No matter. They’re paid to do this kind of thing.

They’ve insisted they need to do this because their focus has shifted to the employment side of their mandate. According to Chair Powell…

As inflation has declined and the labor market has cooled, the upside risks to inflation have diminished, and the downside risks to employment have increased. We now see the risks to achieving our employment and inflation goals as roughly in balance, and we are attentive to the risks to both sides of our dual mandate.

Translation: “Don’t worry. We got inflation. Now we have to do employment. After all, we can’t be pushing the economy into a recession…” 

The Reality Behind the Search for “Neutral”

This, of course, is all “narrative” — that is to say mostly BS. Inflation is still sticky by any number of measures. The real reason they need to lower rates is because levels above 5% are literally killing the Treasury. 

In 2024, the US Treasury rolled over roughly $8 trillion of debt. And not just any debt. It was roughly 2% debt that was being refinanced into nearly 4% debt (assuming maturities stayed relatively the same). You don’t need to be a math genius to realize this is a lousy trade where debt goes. 

But always the crafty one, Treasury Secretary Janet Yellen forged a workaround by rolling more than 84% of it (old debt plus new financing) into short-term bills — securities maturing in 6 months or less. 
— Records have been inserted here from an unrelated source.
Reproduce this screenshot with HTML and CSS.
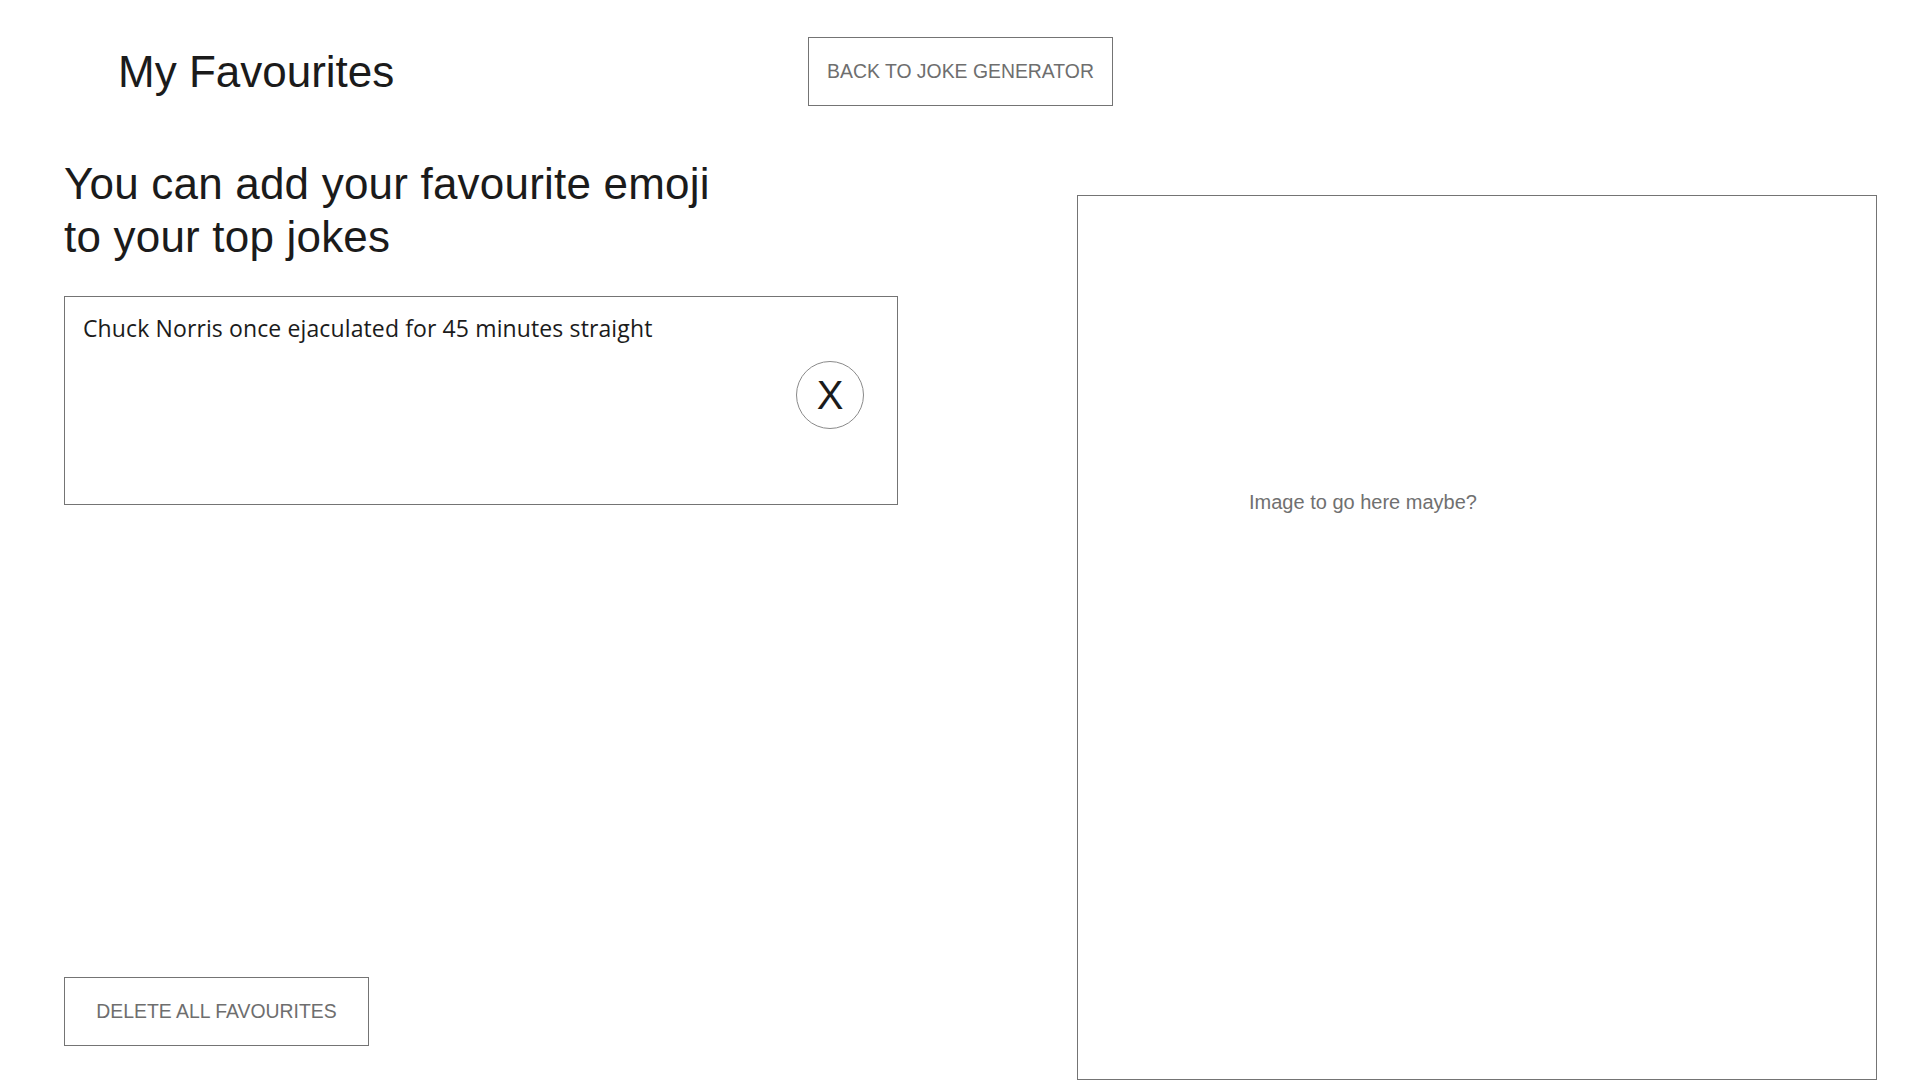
FILE: index.html
```html
<!DOCTYPE html>
<html lang="en">
<head>
<meta charset="utf-8">
<title>My Favourites</title>
<link rel="stylesheet" href="styles.css">
</head>
<body>
<div class="page">
  <header class="topbar">
    <div class="title-cell">
      <h1 class="page-title">My Favourites</h1>
    </div>
    <button class="outline-btn" type="button">BACK TO JOKE GENERATOR</button>
  </header>
  <main class="content">
    <section class="left-col">
      <h2 class="intro">You can add your favourite emoji<br>to your top jokes</h2>
      <div class="joke-card">
        <p class="joke-text">Chuck Norris once ejaculated for 45 minutes straight</p>
        <div class="joke-actions">
          <button class="remove-btn" type="button">X</button>
        </div>
      </div>
      <button class="outline-btn delete-btn" type="button">DELETE ALL FAVOURITES</button>
    </section>
    <section class="image-box">
      <p class="image-note">Image to go here maybe?</p>
    </section>
  </main>
</div>
</body>
</html>
```

FILE: styles.css
```css
* {
  box-sizing: border-box;
}

html, body {
  margin: 0;
  padding: 0;
  background: #ffffff;
  overflow: hidden;
}

body {
  font-family: "Liberation Sans", Arial, sans-serif;
  color: #1b1b1b;
}

.page {
  width: 1920px;
  height: 1080px;
  display: flex;
  flex-direction: column;
}

.topbar {
  display: grid;
  grid-template-columns: 808px auto;
  align-items: center;
  padding-top: 37px;
}

.title-cell {
  padding-left: 118px;
  padding-top: 2px;
}

.page-title {
  margin: 0;
  font-size: 44px;
  font-weight: 400;
  line-height: 52.8px;
  color: #1b1b1b;
}

.outline-btn {
  width: 305px;
  height: 69px;
  padding: 0;
  border: 1px solid #747474;
  background: #ffffff;
  color: #6e6e6e;
  font-family: "Liberation Sans", Arial, sans-serif;
  font-size: 19.4px;
  text-align: center;
  cursor: pointer;
}

.content {
  flex: 1;
  display: grid;
  grid-template-columns: 834px 800px;
  column-gap: 179px;
  padding-left: 64px;
}

.left-col {
  display: flex;
  flex-direction: column;
  align-items: flex-start;
  padding-bottom: 34px;
}

.intro {
  margin: 52px 0 0 0;
  font-size: 44px;
  font-weight: 400;
  line-height: 52.8px;
  letter-spacing: 0.2px;
  color: #1b1b1b;
}

.joke-card {
  margin-top: 32px;
  width: 834px;
  height: 209px;
  border: 1px solid #747474;
  padding: 16px 33px 0 18px;
  display: flex;
  flex-direction: column;
}

.joke-text {
  margin: 0;
  font-family: "Open Sans", "Noto Sans", sans-serif;
  font-size: 23px;
  line-height: 30px;
  letter-spacing: 0.12px;
  color: #1b1b1b;
}

.joke-actions {
  display: flex;
  justify-content: flex-end;
  margin-top: 18px;
}

.remove-btn {
  width: 68px;
  height: 68px;
  border-radius: 50%;
  border: 1px solid #8a8a8a;
  background: #ffffff;
  padding: 0;
  font-family: "Liberation Sans", Arial, sans-serif;
  font-size: 40px;
  line-height: 1;
  color: #1b1b1b;
  display: flex;
  align-items: center;
  justify-content: center;
  cursor: pointer;
}

.delete-btn {
  margin-top: auto;
}

.image-box {
  margin-top: 89px;
  border: 1px solid #747474;
  padding: 295px 0 0 171px;
}

.image-note {
  margin: 0;
  font-size: 20px;
  line-height: 23px;
  color: #707070;
}
```
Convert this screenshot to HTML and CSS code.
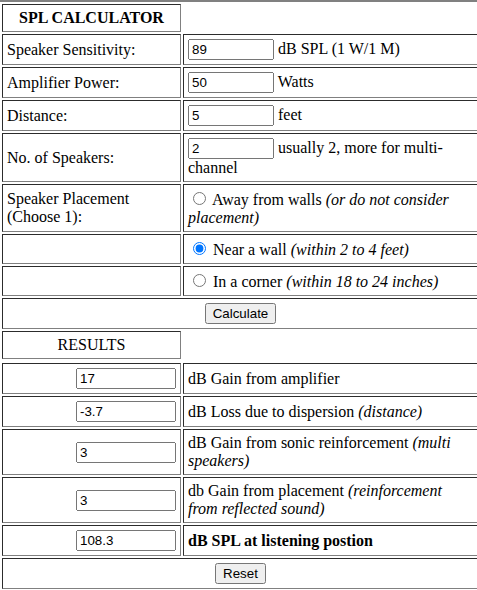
FILE: index.html
```html
<!DOCTYPE html>
<html>
<head>
<meta charset="utf-8">
<title>SPL Calculator</title>
<link rel="stylesheet" href="styles.css">
</head>
<body>
<table class="calc">
  <tr><td class="title">SPL CALCULATOR</td></tr>
  <tr>
    <td class="label">Speaker Sensitivity:</td>
    <td class="field"><input type="text" class="num" value="89"> dB SPL (1 W/1 M)</td>
  </tr>
  <tr>
    <td class="label">Amplifier Power:</td>
    <td class="field"><input type="text" class="num" value="50"> Watts</td>
  </tr>
  <tr>
    <td class="label">Distance:</td>
    <td class="field"><input type="text" class="num" value="5"> feet</td>
  </tr>
  <tr>
    <td class="label">No. of Speakers:</td>
    <td class="field"><input type="text" class="num" value="2"> usually 2, more for multi-channel</td>
  </tr>
  <tr>
    <td class="label">Speaker Placement (Choose 1):</td>
    <td class="field"><input type="radio" name="place"> Away from walls <i>(or do not consider placement)</i></td>
  </tr>
  <tr>
    <td class="label"></td>
    <td class="field"><input type="radio" name="place" checked> Near a wall <i>(within 2 to 4 feet)</i></td>
  </tr>
  <tr>
    <td class="label"></td>
    <td class="field"><input type="radio" name="place"> In a corner <i>(within 18 to 24 inches)</i></td>
  </tr>
  <tr><td class="center" colspan="2"><button type="button">Calculate</button></td></tr>
  <tr><td class="rhead">RESULTS</td></tr>
  <tr class="gap"></tr>
  <tr>
    <td class="out"><input type="text" class="res" value="17"></td>
    <td class="field">dB Gain from amplifier</td>
  </tr>
  <tr>
    <td class="out"><input type="text" class="res" value="-3.7"></td>
    <td class="field">dB Loss due to dispersion <i>(distance)</i></td>
  </tr>
  <tr>
    <td class="out"><input type="text" class="res" value="3"></td>
    <td class="field">dB Gain from sonic reinforcement <i>(multi speakers)</i></td>
  </tr>
  <tr>
    <td class="out"><input type="text" class="res" value="3"></td>
    <td class="field">db Gain from placement <i>(reinforcement from reflected sound)</i></td>
  </tr>
  <tr>
    <td class="out"><input type="text" class="res" value="108.3"></td>
    <td class="field"><b>dB SPL at listening postion</b></td>
  </tr>
  <tr><td class="center" colspan="2"><button type="button">Reset</button></td></tr>
</table>
</body>
</html>
```

FILE: styles.css
```css
html, body {
  margin: 0;
  padding: 0;
  overflow: hidden;
  background: #ffffff;
}

body {
  font-family: "Liberation Serif", "Times New Roman", serif;
  font-size: 16px;
  color: #000000;
}

.calc {
  border-collapse: separate;
  border-spacing: 2px;
  border-top: 2px solid #808080;
  border-bottom: 2px solid #808080;
  width: 481px;
  margin: 0;
}

.calc td {
  box-sizing: border-box;
  border: 1px inset gray;
  padding: 4px;
}

.calc td.label,
.calc td.title,
.calc td.rhead,
.calc td.out {
  width: 179px;
}

.title {
  text-align: center;
  font-weight: bold;
}

.rhead {
  text-align: center;
}

.out {
  text-align: right;
}

.center {
  text-align: center;
}

input[type="text"] {
  box-sizing: border-box;
  font-family: "Liberation Sans", Arial, sans-serif;
  font-size: 13.333px;
  margin: 0;
}

.num {
  width: 86px;
}

.res {
  width: 100px;
}

button {
  font-family: "Liberation Sans", Arial, sans-serif;
  font-size: 13.333px;
}
```
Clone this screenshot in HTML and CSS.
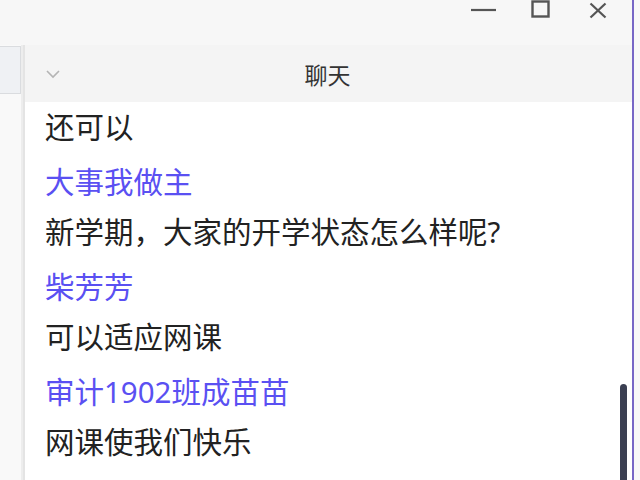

Basically she was willing to pay up for a few months until Powell and company came up with a story to get rates lowered. The plan is not faring so well.

Because this year (2025) about another $3 trillion in debt will be coming due… Along with a bunch of debt rolled into short term paper last year.

Putting this in simple terms… The Treasury has another boatload of borrowing to do this year. 

In any case, the Fed had been spinning their story of conquered inflation and bringing rates down to neutral levels and feeding it to the media. Who in turn have been dutifully parroting it in all their reporting.

But… there has been one huge disbeliever in the whole bunch… 

The Bond Market

Back in September, when the Fed was insisting that they had it all under control and rates (including yields on Treasury debt) could safely come down — the bond market effectively flipped them the bird.

You can’t make this up… The very day the Fed commenced cutting, bond yields in the 10-year (the benchmark lending instrument) bottomed and started their trek higher. 

Source: Trading Economics

The other factor is the massive amount of debt that will eventually be hitting the market this coming year.  Supply and demand are still a thing.

Lately the Fed has been trying to walk back rate cut expectations for 2025. It seems they’ve come to grips with the reality that maybe it’s not quite time to go out in search of “neutral.” 

The bond market never bought it in the first place.